You know times are good when Sears moves upscale.
As evidence I offer “the great indoors”, the gigantic, category killer stores that are setting new standards of luxury for almost anything in your home.
While two others opened earlier— one in Denver, the other in Scottsdale— the most recent opening was in far north Dallas, in direct competition with a nearby Home Expo, Restoration Hardware, Williams Sonoma, and Crate and Barrel. A Detroit opening is scheduled for November.
Since the north Dallas opening I’ve been to ‘the great indoors’ twice. Each time the parking lot was jammed, filled with luxury cars and eager customers.
This is yet more evidence the economy is not about to slow down just to please some fuddy duddies at the Federal Reserve Bank. It’s also evidence that price inflation— the increase in what we pay for lettuce, gasoline, or dry cleaning— may not be the biggest worry consumers face. The real worry may be Improvement Inflation, the cavernous gap between the price level of familiar products and the price of their updated and improved replacements.
Examples of Improvement Inflation abound at ‘the great indoors.’ Once you’ve been inside, you know we’re on our way to the Next Level in home luxury.
Hunger for a $10,000 digital flat panel TV? It’s here.
Looking for a stove with enough power to roast an entire herd of cattle in 30 minutes? It’s here. Choose whether you want to spend $4,000 for four burners, $6,000 for five, or still more for an added grill.
To be sure, ‘the great indoors’ also offers products at familiar prices. Indeed, scattered like subliminal advertising among the Viking ranges, the Bosch dishwashers, and the Sub-Zero refrigerators, you’ll find Kenmore, the Sears store brand.
You see them because ‘the great indoors’ is part of Sears.
Elsewhere in the store you can gaze at $5,000 bathtubs, $400 faucets, and an entire sealed room filled with showerheads that would reduce Louis XIV to envious tears.
From there you can move on to samples of magnificent tile, incredible marble, cabinet fittings from post-modern to baroque, and— well, you get the idea, this is One-Stop Power Shopping for the home.
To understand the sociology, get yourself a copy of David Brooks’ “BoBos in Paradise: The New Upper Class and How They Got There.” It’s easily one of the most telling and entertaining books written about social change in the last ten years.
To understand the economics, think about income, lots and lots of income.

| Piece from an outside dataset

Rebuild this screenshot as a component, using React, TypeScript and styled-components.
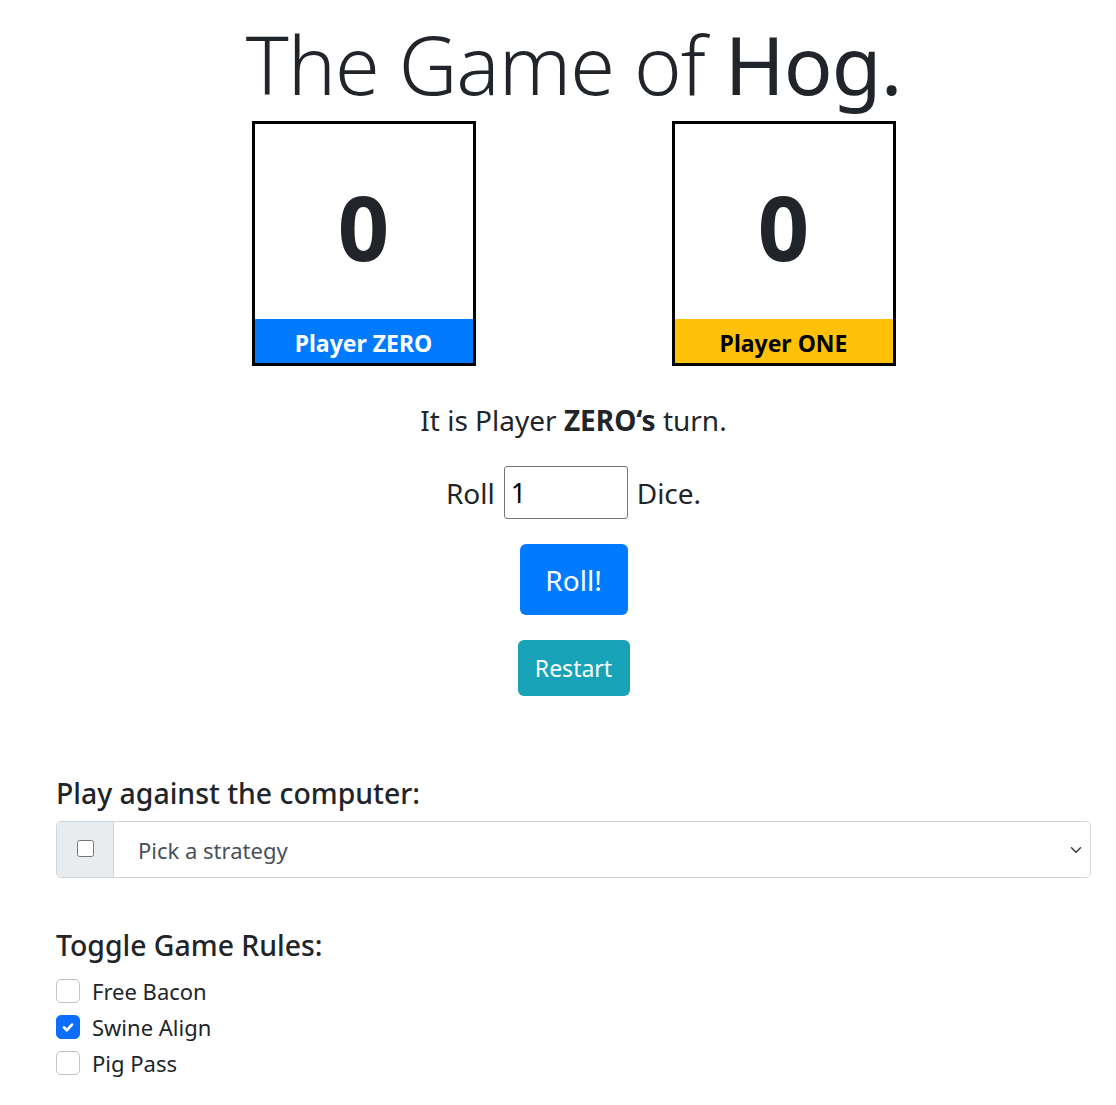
import { useState } from "react";
import styled, { createGlobalStyle } from "styled-components";

const GlobalStyle = createGlobalStyle`
  html, body {
    margin: 0;
    padding: 0;
    background: #fff;
  }
  body {
    font-family: "Noto Sans", "Open Sans", Arial, sans-serif;
    color: #212529;
  }
`;

const Page = styled.div`
  padding: 0 25px 40px 56px;
`;

const Title = styled.h1`
  margin: 10px 0 3px;
  text-align: center;
  font-size: 81px;
  font-weight: 300;
  line-height: 108px;
  letter-spacing: -1px;
  b {
    font-weight: 400;
  }
`;

const Scores = styled.div`
  display: flex;
  justify-content: center;
  gap: 196px;
`;

const ScoreBox = styled.div`
  width: 218px;
  border: 3px solid #000;
  display: flex;
  flex-direction: column;
`;

const ScoreValue = styled.div`
  height: 195px;
  display: flex;
  align-items: center;
  justify-content: center;
  font-size: 90px;
  font-weight: 700;
  padding-top: 8px;
  box-sizing: border-box;
`;

const ScoreLabel = styled.div<{ $bg: string; $fg: string }>`
  height: 44px;
  background: ${(p) => p.$bg};
  color: ${(p) => p.$fg};
  display: flex;
  align-items: center;
  justify-content: center;
  font-size: 23px;
  font-weight: 700;
  padding-top: 3px;
  box-sizing: border-box;
`;

const Turn = styled.p`
  margin: 36px 0 0;
  text-align: center;
  font-size: 28px;
  line-height: 36px;
  b {
    font-weight: 700;
  }
`;

const RollRow = styled.div`
  margin-top: 28px;
  display: flex;
  justify-content: center;
  align-items: center;
  gap: 9px;
  font-size: 28px;
`;

const DiceInput = styled.input`
  width: 124px;
  height: 53px;
  box-sizing: border-box;
  border: 1px solid #767676;
  border-radius: 3px;
  font-family: inherit;
  font-size: 27px;
  padding: 0 6px;
  color: #000;
`;

const Button = styled.button<{ $bg: string; $w: number; $h: number; $fs: number }>`
  display: block;
  margin: 0 auto;
  width: ${(p) => p.$w}px;
  height: ${(p) => p.$h}px;
  background: ${(p) => p.$bg};
  color: #fff;
  border: none;
  border-radius: 6px;
  font-family: inherit;
  font-size: ${(p) => p.$fs}px;
  padding: 0;
`;

const ButtonStack = styled.div`
  margin-top: 25px;
  display: flex;
  flex-direction: column;
  gap: 25px;
`;

const Heading = styled.h4`
  margin: 0 0 10px;
  font-size: 28.4px;
  font-weight: 500;
  line-height: 36px;
`;

const Section = styled.section<{ $top: number }>`
  margin-top: ${(p) => p.$top}px;
`;

const InputGroup = styled.div`
  display: flex;
  height: 57px;
  border: 1px solid #ced4da;
  border-radius: 5px;
  overflow: hidden;
  box-sizing: border-box;
`;

const Prepend = styled.div`
  width: 56px;
  background: #e9ecef;
  border-right: 1px solid #ced4da;
  display: flex;
  align-items: center;
  justify-content: center;
  input {
    width: 17px;
    height: 17px;
    margin: 0 0 2px;
  }
`;

const Select = styled.select`
  flex: 1;
  border: none;
  appearance: none;
  background: #fff;
  font-family: inherit;
  font-size: 22px;
  color: #495057;
  padding: 0 24px;
  background-image: url("data:image/svg+xml,%3csvg xmlns='http://www.w3.org/2000/svg' viewBox='0 0 16 16'%3e%3cpath fill='none' stroke='%23343a40' stroke-linecap='round' stroke-linejoin='round' stroke-width='2' d='M2 5l6 6 6-6'/%3e%3c/svg%3e");
  background-repeat: no-repeat;
  background-position: right 6px center;
  background-size: 16px 12px;
  outline: none;
`;

const CheckRow = styled.label`
  display: flex;
  align-items: center;
  gap: 12px;
  height: 36px;
  font-size: 22px;
`;

const Box = styled.span<{ $on: boolean }>`
  width: 24px;
  height: 24px;
  box-sizing: border-box;
  border-radius: 5px;
  border: 1px solid ${(p) => (p.$on ? "#0d6efd" : "#bfc4c9")};
  background: ${(p) => (p.$on ? "#0d6efd" : "#fff")};
  display: flex;
  align-items: center;
  justify-content: center;
`;

const rules = ["Free Bacon", "Swine Align", "Pig Pass"];

export default function App() {
  const [dice, setDice] = useState("1");
  const [on, setOn] = useState<Record<string, boolean>>({ "Swine Align": true });

  return (
    <Page>
      <GlobalStyle />
      <Title>
        The Game of <b>Hog.</b>
      </Title>
      <Scores>
        <ScoreBox>
          <ScoreValue>0</ScoreValue>
          <ScoreLabel $bg="#007bff" $fg="#fff">Player ZERO</ScoreLabel>
        </ScoreBox>
        <ScoreBox>
          <ScoreValue>0</ScoreValue>
          <ScoreLabel $bg="#ffc107" $fg="#000">Player ONE</ScoreLabel>
        </ScoreBox>
      </Scores>
      <Turn>
        It is Player <b>ZERO‘s</b> turn.
      </Turn>
      <RollRow>
        Roll
        <DiceInput value={dice} onChange={(e) => setDice(e.target.value)} />
        Dice.
      </RollRow>
      <ButtonStack>
        <Button $bg="#007bff" $w={108} $h={71} $fs={28}>Roll!</Button>
        <Button $bg="#17a2b8" $w={112} $h={56} $fs={23}>Restart</Button>
      </ButtonStack>

      <Section $top={79}>
        <Heading>Play against the computer:</Heading>
        <InputGroup>
          <Prepend>
            <input type="checkbox" />
          </Prepend>
          <Select defaultValue="">
            <option value="">Pick a strategy</option>
          </Select>
        </InputGroup>
      </Section>

      <Section $top={49}>
        <Heading>Toggle Game Rules:</Heading>
        {rules.map((r) => (
          <CheckRow key={r} onClick={() => setOn({ ...on, [r]: !on[r] })}>
            <Box $on={!!on[r]}>
              {on[r] && (
                <svg width="16" height="16" viewBox="0 0 20 20">
                  <path d="M5 10.5l3.5 3.5 6.5-7" fill="none" stroke="#fff" strokeWidth="3.4" strokeLinecap="round" strokeLinejoin="round" />
                </svg>
              )}
            </Box>
            {r}
          </CheckRow>
        ))}
      </Section>
    </Page>
  );
}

While there is debate about whether the rising tide has lifted all the boats, there is no doubt that the top 20 percent of households has done very well in the last ten years. The result? Near mass markets for things only the very rich could afford less than a generation ago.

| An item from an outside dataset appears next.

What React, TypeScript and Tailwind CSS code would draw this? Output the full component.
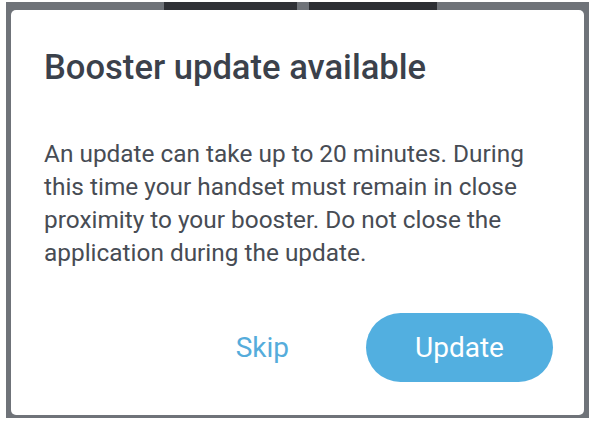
import React from "react";

const App = () => {
  return (
    <div className="w-[594px] h-[424px] bg-white pt-[2px] pl-[6px] font-['Roboto',sans-serif]">
      <div className="relative w-[583px] h-[416px] bg-[#6f7379] pt-[8px] pl-[5px]">
        {/* bits of the screen behind the dialog */}
        <div className="absolute top-0 left-[158px] w-[133px] h-[8px] bg-[#2f3136]" />
        <div className="absolute top-0 left-[303px] w-[128px] h-[8px] bg-[#2c2e33]" />
        <div className="w-[573px] h-[405px] bg-white rounded-[5px] pt-[37px] pl-[33px] pr-[31px] flex flex-col">
          <h1 className="text-[34.6px] leading-[40px] font-medium text-[#3b414b]">
            Booster update available
          </h1>
          <p className="mt-[50px] text-[24.4px] leading-[33px] text-[#474c54]">
            An update can take up to 20 minutes. During this time your handset must remain in close
            proximity to your booster. Do not close the application during the update.
          </p>
          <div className="mt-[44px] flex items-center justify-end">
            <button className="text-[28px] text-[#55acdb] mr-[77px]">Skip</button>
            <button className="w-[187px] h-[69px] rounded-full bg-[#52afe0] text-[28px] text-white">
              Update
            </button>
          </div>
        </div>
      </div>
    </div>
  );
};

export default App;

Which brings us to an interesting investment question.
Will “the great indoors” ever be important enough to and pull Sears out of the sinking loss of identity that afflicts virtually all the traditional department stores? Does our new affluence have such depth that it will transform Sears Roebuck?
This is no small task. With 860 traditional department stores in the Sears chain, ‘the great indoors’ will have to move a lot of Viking ranges to be more than a footnote. More important, Home Depot and Lowe’s are “pure play” competitors— stores devoted entirely to home improvement, with over 1,700 stores combined. Again, it will take a long time before ‘the great indoor’ becomes visible.
Will Upscale Home Improvement Mean Stock Improvement for Sears?
Stock | Recent Price | P/E on 20 00 eps | 2000 estimated eps | 2001 estimated eps | 5 year estimated growth |
Home Depot | $54.25 | 42.50x | $1.25 | $1.54 | 23.60 percent |
Lowe’s | $49.75 | 21.30x | $2.23 | $2.73 | 21.30 percent |
Sears | $34.58 | 7.30x | $4.58 | $5.05 | 10.60 percent |
Source: Microsoft Investor.com; Morningstar Principia
Then again, consider the price. Sears sells at 7.3 times estimated earnings, one-sixth the multiple of Home Depot (42.5x) and one-third the multiple of Lowe’s (23.3x). If the New Economy is as powerful as some believe, Sears could be a major winner in the spread of affluence.